# 28 hours of driving…again



## gsppurist (Oct 31, 2013)

Well, In one week I will be driving to NoDak for my annual pheasant hunt.  This year I did con someone to coming along by feigning great hunting and camaraderie.  

I have now been checking weather daily and it looks like to be quite pleasant with lows in the 20's and highs in the 30-40's which is excellent operating temperatures for the dogs and myself.  

The initial pheasant forecast up north has been bleak.  Luckily our hunting area only got between 6 and 10 inches without the die-off as in SoDak.  Crops are being taken down as we speak which should help our hunts tremendously.  The land owner says he has birds but will have to work for them.   

As unlike prior years, I have not been preparing my dogs on birds, I have just been running with them plenty. Their pads are definitely ready.   I also haven't been shooting much so it will be interesting.  

It just can't come soon enough!!!!
I plan on wearing out my camera and GoPro this year.  Also there will be 3 others with GoPros so we should have a lot of memories recorded.

Wish us luck.



TG

Attached some eye candy below.


----------



## TheGermanIsBack (Oct 31, 2013)

August and September I was in the Elgin ND area for training. Why had plenty of wild birds to train on.
The hatches were still young, but all over. They will be ready by the time you get there !
Save travel and have great hunts.


----------



## tullisfireball (Oct 31, 2013)

I just moved to SE Montana last year, we are about 20 miles from the ND border. What part are you heading to?
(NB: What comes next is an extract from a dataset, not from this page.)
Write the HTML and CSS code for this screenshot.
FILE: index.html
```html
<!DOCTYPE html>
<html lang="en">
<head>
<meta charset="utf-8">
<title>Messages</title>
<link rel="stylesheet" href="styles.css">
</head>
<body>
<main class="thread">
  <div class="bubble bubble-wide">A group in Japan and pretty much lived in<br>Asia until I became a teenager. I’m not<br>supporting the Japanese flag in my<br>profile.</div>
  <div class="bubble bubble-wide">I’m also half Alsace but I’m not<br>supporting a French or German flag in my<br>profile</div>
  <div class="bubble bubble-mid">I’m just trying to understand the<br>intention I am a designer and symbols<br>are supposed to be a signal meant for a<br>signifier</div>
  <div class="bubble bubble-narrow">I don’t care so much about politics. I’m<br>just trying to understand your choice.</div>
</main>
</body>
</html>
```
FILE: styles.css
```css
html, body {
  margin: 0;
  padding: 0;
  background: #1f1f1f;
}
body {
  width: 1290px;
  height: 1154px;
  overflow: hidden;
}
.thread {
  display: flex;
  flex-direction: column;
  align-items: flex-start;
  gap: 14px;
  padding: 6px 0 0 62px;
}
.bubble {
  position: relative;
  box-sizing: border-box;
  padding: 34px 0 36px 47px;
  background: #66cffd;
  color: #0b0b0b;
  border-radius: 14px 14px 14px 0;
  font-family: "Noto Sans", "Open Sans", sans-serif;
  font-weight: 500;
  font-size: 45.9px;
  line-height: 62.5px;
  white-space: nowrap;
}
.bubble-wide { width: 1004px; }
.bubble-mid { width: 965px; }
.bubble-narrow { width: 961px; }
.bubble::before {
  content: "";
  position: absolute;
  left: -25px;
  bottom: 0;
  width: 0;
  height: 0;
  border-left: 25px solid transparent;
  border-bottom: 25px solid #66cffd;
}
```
We aren't seeing as many birds as we did last year, but I think it's because of all of the rain we had this year and their is plenty of food for them.


----------



## OILMAN (Nov 1, 2013)

Good luck!!! I'll be in S. Dakota next week for the first time.  Great looking dogs and good luck!! Keep us posted on how you do!


----------



## AnchAk1961 (Nov 4, 2013)

*Who?*

I was wondering who you suckered into going?   He needs his head examined...  It gets cold up there!


----------



## AnchAk1961 (Nov 4, 2013)

*Almost ready...*

Oh yeah Tim, I am almost packed and ready  See ya Thursday!


----------



## GLS (Nov 4, 2013)

The title to this thread almost made me too tired to read it.  Break a leg!   Gil


----------



## gsppurist (Nov 7, 2013)

AnchAk1961 and myself are leaving for NoDak later this morning.  Will update GON daily.  If you don't hear anything by Saturday night then send the hounds.


----------



## L.C (Nov 7, 2013)

Have safe and great trip, wish I was going.


----------



## gsppurist (Nov 9, 2013)

Well, we made it last night.  28 hours of driving and one speeding ticket (My bad.)  
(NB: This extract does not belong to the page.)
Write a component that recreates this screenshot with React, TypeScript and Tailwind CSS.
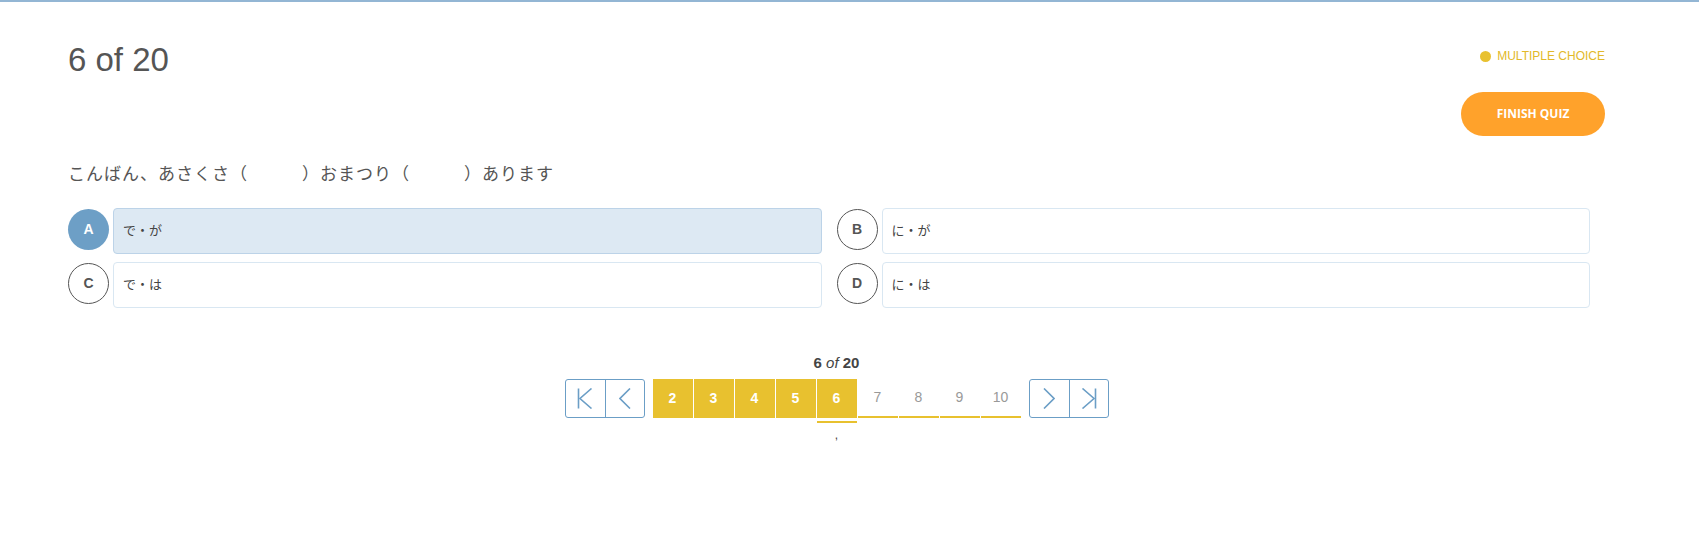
import React from "react";

const latin = "font-['Liberation_Sans','Roboto',sans-serif]";
const jp = "font-['Roboto','Noto_Sans_CJK_JP',sans-serif]";

type Option = { key: string; text: string; selected?: boolean };

const options: Option[] = [
  { key: "A", text: "で・が", selected: true },
  { key: "B", text: "に・が" },
  { key: "C", text: "で・は" },
  { key: "D", text: "に・は" },
];

const FirstIcon = () => (
  <svg width="16" height="21" viewBox="0 0 16 21" fill="none" stroke="#6b9ec6" strokeWidth="1.6">
    <line x1="1.5" y1="0.5" x2="1.5" y2="20.5" />
    <polyline points="14.5,0.5 3,10.5 14.5,20.5" />
  </svg>
);

const PrevIcon = () => (
  <svg width="12" height="21" viewBox="0 0 12 21" fill="none" stroke="#6b9ec6" strokeWidth="1.6">
    <polyline points="11,0.5 1,10.5 11,20.5" />
  </svg>
);

const NextIcon = () => (
  <svg width="12" height="21" viewBox="0 0 12 21" fill="none" stroke="#6b9ec6" strokeWidth="1.6">
    <polyline points="1,0.5 11,10.5 1,20.5" />
  </svg>
);

const LastIcon = () => (
  <svg width="16" height="21" viewBox="0 0 16 21" fill="none" stroke="#6b9ec6" strokeWidth="1.6">
    <polyline points="1.5,0.5 13,10.5 1.5,20.5" />
    <line x1="14.5" y1="0.5" x2="14.5" y2="20.5" />
  </svg>
);

const OptionRow = ({ opt }: { opt: Option }) => (
  <div className="flex items-start gap-[4px]">
    <div
      className={
        opt.selected
          ? `${latin} mt-px w-[41px] h-[41px] shrink-0 rounded-full bg-[#6d9fc6] text-white flex items-center justify-center text-[14px] font-bold`
          : `${latin} mt-px w-[41px] h-[41px] shrink-0 rounded-full border border-[#555] bg-white text-[#555] flex items-center justify-center text-[14px] font-bold`
      }
    >
      {opt.key}
    </div>
    <div
      className={
        opt.selected
          ? "flex-1 h-[46px] rounded-[4px] border border-[#bcd3e8] bg-[#dde9f3] flex items-center pl-[9px] text-[13px] text-[#444]"
          : "flex-1 h-[46px] rounded-[4px] border border-[#d9e7f2] bg-white flex items-center pl-[9px] text-[13px] text-[#444]"
      }
    >
      {opt.text}
    </div>
  </div>
);

export default function App() {
  const done = [2, 3, 4, 5];
  const upcoming = [7, 8, 9, 10];

  return (
    <div className={`min-h-[538px] bg-white border-t-2 border-[#93b6d4] ${jp}`}>
      <div className="ml-[68px] w-[1537px] pt-[38px]">
        {/* header */}
        <div className="flex justify-between items-start">
          <h1 className={`${latin} text-[33px] leading-[40px] text-[#555]`}>6 of 20</h1>
          <div className="flex flex-col items-end pt-[8px]">
            <div className="flex items-center gap-[6px] h-[16px]">
              <span className="w-[11px] h-[11px] rounded-full bg-[#e8c130]"></span>
              <span className={`${latin} text-[12px] leading-[16px] text-[#e2b92a]`}>MULTIPLE CHOICE</span>
            </div>
            <button className="mt-[28px] w-[144px] h-[44px] rounded-full bg-[#ffa22b] text-white text-[12px] font-bold font-['Open_Sans',sans-serif]">
              FINISH QUIZ
            </button>
          </div>
        </div>

        {/* question */}
        <p className="mt-[26px] text-[17px] leading-[24px] tracking-[1px] text-[#555]">
          こんばん、あさくさ（　　　）おまつり（　　　）あります
        </p>

        {/* options */}
        <div className="mt-[22px] grid grid-cols-2 gap-y-[8px]">
          {options.map((o) => (
            <div key={o.key} className="pr-[15px]">
              <OptionRow opt={o} />
            </div>
          ))}
        </div>

        {/* pagination */}
        <div className="mt-[45px] flex flex-col items-center">
          <div className={`${latin} text-[15px] leading-[20px] font-bold text-[#444]`}>
            6 <span className="italic font-normal">of</span> 20
          </div>
          <div className={`${latin} mt-[6px] flex items-start gap-[8px]`}>
            <div className="flex h-[39px] rounded-[3px] border border-[#6b9ec6]">
              <button className="w-[39px] flex items-center justify-center"><FirstIcon /></button>
              <button className="w-[39px] flex items-center justify-center border-l border-[#6b9ec6]"><PrevIcon /></button>
            </div>
            <div className="flex items-start gap-px">
              {done.map((n) => (
                <div key={n} className="w-[40px] h-[39px] bg-[#e8c12f] text-white text-[14px] font-bold flex items-center justify-center">
                  {n}
                </div>
              ))}
              <div className="w-[40px] flex flex-col items-center">
                <div className="w-[40px] h-[39px] bg-[#e8c12f] text-white text-[14px] font-bold flex items-center justify-center">6</div>
                <div className="mt-[3px] w-[40px] h-[2px] bg-[#e8c12f]"></div>
                <div className="mt-[5px] text-[12px] leading-[14px] text-[#444]">,</div>
              </div>
              {upcoming.map((n) => (
                <div key={n} className="w-[40px] h-[39px] border-b-2 border-[#e8c12f] text-[#999] text-[14px] flex items-center justify-center">
                  {n}
                </div>
              ))}
            </div>
            <div className="flex h-[39px] rounded-[3px] border border-[#6b9ec6]">
              <button className="w-[39px] flex items-center justify-center"><NextIcon /></button>
              <button className="w-[39px] flex items-center justify-center border-l border-[#6b9ec6]"><LastIcon /></button>
            </div>
          </div>
        </div>
      </div>
    </div>
  );
}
High today 39.  Sustained winds of about 8-10 mph.  
AnchAk1961 and myself each got our limits after 6 1/2 hours.  It was an epic adventure.  Hunted several smaller CRP fields with several roosters here and there.  Hit one final field and literally saw hundreds of pheasants breaking in every directions.  

Buster and AnchAK1961 english setter did fantastic.
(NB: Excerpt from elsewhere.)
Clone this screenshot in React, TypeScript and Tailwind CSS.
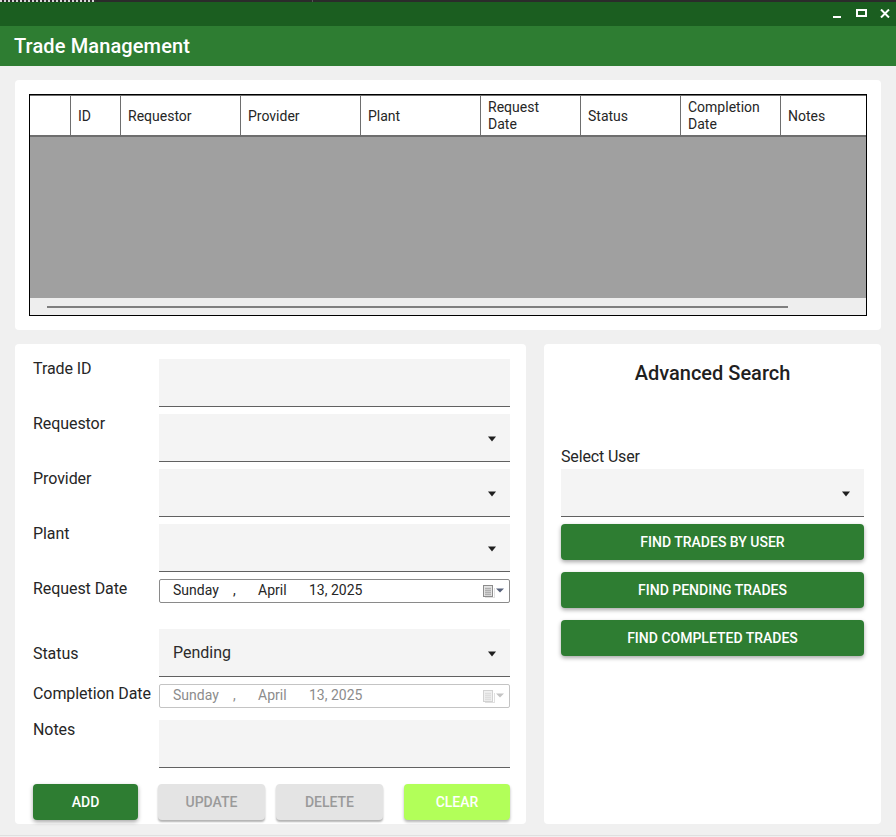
const columns = [
  { label: '', width: 'w-[41px]' },
  { label: 'ID', width: 'w-[50px]' },
  { label: 'Requestor', width: 'w-[120px]' },
  { label: 'Provider', width: 'w-[120px]' },
  { label: 'Plant', width: 'w-[120px]' },
  { label: 'Request Date', width: 'w-[100px]' },
  { label: 'Status', width: 'w-[100px]' },
  { label: 'Completion Date', width: 'w-[100px]' },
  { label: 'Notes', width: 'w-[85px]' },
];

function Caret() {
  return (
    <svg width="10" height="6" viewBox="0 0 10 6" className="shrink-0 mt-[2px]">
      <path d="M1 0.5h8L5 5.5z" fill="#1f1f1f" />
    </svg>
  );
}

function TextField() {
  return <div className="h-[48px] w-[351px] bg-[#f4f4f4] border-b border-[#616161]" />;
}

function ComboBox({ value, wide }: { value?: string; wide?: boolean }) {
  return (
    <div
      className={`h-[48px] ${
        wide ? 'w-[303px]' : 'w-[351px]'
      } bg-[#f4f4f4] border-b border-[#616161] flex items-center justify-between pl-[14px] pr-[13px]`}
    >
      <span className="text-[16px] text-[#2b2b2b]">{value}</span>
      <Caret />
    </div>
  );
}

function CalendarIcon({ disabled }: { disabled?: boolean }) {
  const stroke = disabled ? '#d2d2d2' : '#8c8c8c';
  const fill = disabled ? '#f0f0f0' : '#e4e4e4';
  const grid = disabled ? '#dcdcdc' : '#a8a8a8';
  const arrow = disabled ? '#c4c4c4' : '#56607a';
  return (
    <svg width="21" height="14" viewBox="0 0 21 14" className="shrink-0">
      <path d="M2 13.5h9.5V4" fill="none" stroke="#000" strokeOpacity="0.12" />
      <rect x="0.5" y="1.5" width="9" height="11" fill={fill} stroke={stroke} />
      <path d="M2 4.5h6M2 6.5h6M2 8.5h6M2 10.5h6M3 3.5v8M5 3.5v8M7 3.5v8" stroke={grid} strokeWidth="0.8" />
      <path d="M13 4.5h8l-4 4z" fill={arrow} />
    </svg>
  );
}

function DateField({ disabled }: { disabled?: boolean }) {
  return (
    <div
      className={`h-[24px] w-[351px] bg-white border rounded-[2px] flex items-center justify-between pl-[13px] pr-[5px] text-[14px] ${
        disabled ? 'border-[#c4c4c4] text-[#8c8c8c]' : 'border-[#8a8a8a] text-[#262626]'
      }`}
    >
      <div className="flex -mt-[2px]">
        <span className="w-[60px]">Sunday</span>
        <span className="w-[25px]">,</span>
        <span className="w-[51px]">April</span>
        <span>13, 2025</span>
      </div>
      <CalendarIcon disabled={disabled} />
    </div>
  );
}

function GreenButton({ label }: { label: string }) {
  return (
    <button className="h-[36px] w-[303px] rounded-[4px] bg-[#2e7d32] text-white text-[14px] font-medium shadow-[0_2px_4px_rgba(0,0,0,0.35)]">
      {label}
    </button>
  );
}

function FormLabel({ children }: { children: string }) {
  return <span className="w-[126px] leading-[19px] tracking-[-0.07px]">{children}</span>;
}

export default function App() {
  return (
    <div className="w-[896px] h-[837px] overflow-hidden bg-[#f0f0f0] flex flex-col font-['Roboto',sans-serif] text-[#262626]">
      {/* Title bar */}
      <div className="h-[2px] bg-[#2b2b2b] flex">
        <div className="w-[94px] border-t-2 border-dotted border-[#d8d8d8]" />
        <div className="w-[218px]" />
        <div className="w-px bg-[#555555]" />
      </div>
      <div className="h-[24px] bg-[#1b5e20] flex items-start justify-end pt-[7px] pr-[6px]">
        <svg width="8" height="9" viewBox="0 0 8 9" className="mr-[15px]">
          <path d="M0 8h8" stroke="#fff" strokeWidth="2" />
        </svg>
        <svg width="11" height="8" viewBox="0 0 11 8" className="mr-[13px]">
          <rect x="1" y="1" width="9" height="6" fill="none" stroke="#fff" strokeWidth="2" />
        </svg>
        <svg width="10" height="9" viewBox="0 0 10 9">
          <path d="M1 0.5l8 8M9 0.5l-8 8" stroke="#fff" strokeWidth="2" />
        </svg>
      </div>
      <div className="h-[40px] bg-[#2e7d32] flex items-center pl-[14px]">
        <h1 className="text-[20px] font-medium text-white tracking-[0.12px]">Trade Management</h1>
      </div>

      {/* Trades table */}
      <div className="mt-[14px] ml-[15px] w-[866px] h-[250px] bg-white rounded-[4px] pt-[14px] pl-[14px]">
        <div className="w-[838px] h-[222px] border border-black flex flex-col">
          <div className="h-[42px] flex border-t border-b-2 border-[#6e6e6e]">
            {columns.map((col, i) => (
              <div
                key={i}
                className={`${col.width} flex items-center pl-[7px] pr-[12px] pt-px text-[14px] leading-[17px] text-[#262626] border-r border-[#6e6e6e] last:border-r-0`}
              >
                {col.label}
              </div>
            ))}
          </div>
          <div className="flex-1 bg-[#a0a0a0]" />
          <div className="h-[17px] bg-[#eeeeee] flex items-center pl-[17px]">
            <div className="w-[741px] h-[2px] bg-[#7f7f7f]" />
          </div>
        </div>
      </div>

      <div className="mt-[14px] ml-[15px] flex gap-[18px]">
        {/* Trade form */}
        <div className="w-[511px] h-[480px] bg-white rounded-[4px] pt-[15px] pl-[18px] text-[16px]">
          <div className="flex">
            <FormLabel>Trade ID</FormLabel>
            <TextField />
          </div>
          <div className="flex mt-[7px]">
            <FormLabel>Requestor</FormLabel>
            <ComboBox />
          </div>
          <div className="flex mt-[7px]">
            <FormLabel>Provider</FormLabel>
            <ComboBox />
          </div>
          <div className="flex mt-[7px]">
            <FormLabel>Plant</FormLabel>
            <ComboBox />
          </div>
          <div className="flex mt-[7px]">
            <FormLabel>Request Date</FormLabel>
            <DateField />
          </div>
          <div className="flex items-center mt-[26px]">
            <FormLabel>Status</FormLabel>
            <ComboBox value="Pending" />
          </div>
          <div className="flex mt-[7px]">
            <FormLabel>Completion Date</FormLabel>
            <DateField disabled />
          </div>
          <div className="flex mt-[12px]">
            <FormLabel>Notes</FormLabel>
            <TextField />
          </div>
          <div className="flex mt-[16px]">
            <button className="w-[105px] h-[36px] rounded-[4px] bg-[#2e7d32] text-white text-[14px] font-medium shadow-[0_2px_4px_rgba(0,0,0,0.35)]">
              ADD
            </button>
            <button className="ml-[20px] w-[107px] h-[36px] rounded-[4px] bg-[#e4e4e4] text-[#9a9a9a] text-[14px] font-medium shadow-[0_2px_2px_rgba(0,0,0,0.3)]">
              UPDATE
            </button>
            <button className="ml-[11px] w-[107px] h-[36px] rounded-[4px] bg-[#e4e4e4] text-[#9a9a9a] text-[14px] font-medium shadow-[0_2px_2px_rgba(0,0,0,0.3)]">
              DELETE
            </button>
            <button className="ml-[21px] w-[106px] h-[36px] rounded-[4px] bg-[#b2ff59] text-white text-[14px] font-medium shadow-[0_2px_3px_rgba(0,0,0,0.3)]">
              CLEAR
            </button>
          </div>
        </div>

        {/* Advanced search */}
        <div className="w-[337px] h-[480px] bg-white rounded-[4px] pt-[17px] pl-[17px] text-[16px]">
          <h2 className="w-[303px] text-center text-[20px] font-medium leading-[24px] text-[#1f1f1f]">
            Advanced Search
          </h2>
          <div className="mt-[62px] leading-[19px] tracking-[-0.15px]">Select User</div>
          <div className="mt-[3px]">
            <ComboBox wide />
          </div>
          <div className="mt-[7px] flex flex-col gap-[12px]">
            <GreenButton label="FIND TRADES BY USER" />
            <GreenButton label="FIND PENDING TRADES" />
            <GreenButton label="FIND COMPLETED TRADES" />
          </div>
        </div>
      </div>

      {/* Window bottom edge */}
      <div className="mt-[11px] h-px bg-[#e0e0e0]" />
    </div>
  );
}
Trying to upload but getting errors


----------



## Fishin & Hunting (Nov 9, 2013)

Just got back from South Dakota today.  We got about 40% of the birds we are used to.  And then the only reason we did that good was that we got luck and got into some of the better land in the area.  

But it was still a great time with family.  We hunted in the snow the third and forth days.  Was a great time.


----------



## fredw (Nov 10, 2013)

Great pics.....keep them coming.


----------



## L.C (Nov 10, 2013)

Awesome pics and dogs. I cant wait until I get to go on my first big trip with my pups


----------



## gsppurist (Nov 11, 2013)

Day 3

Awoke to a dusting of snow, 12 degrees.  No wind.  We started at an old homestead that last year produced thousands of birds.  

Buster's feet were already sore from two days of hunting previously so I opted to be a blocker.  On arrival, Buster pointed a rooster within 20 minutes and got a clean shot of.  The bird was deeply buried and was nearly stepped on when it flew.

Second bird was also deep in cover and held fast until the last minute.  

The third bird was kicked up by another hunter, and closelined itself on a power line, tried to fly off and died in the air.  That one I claimed so I can get it mounted.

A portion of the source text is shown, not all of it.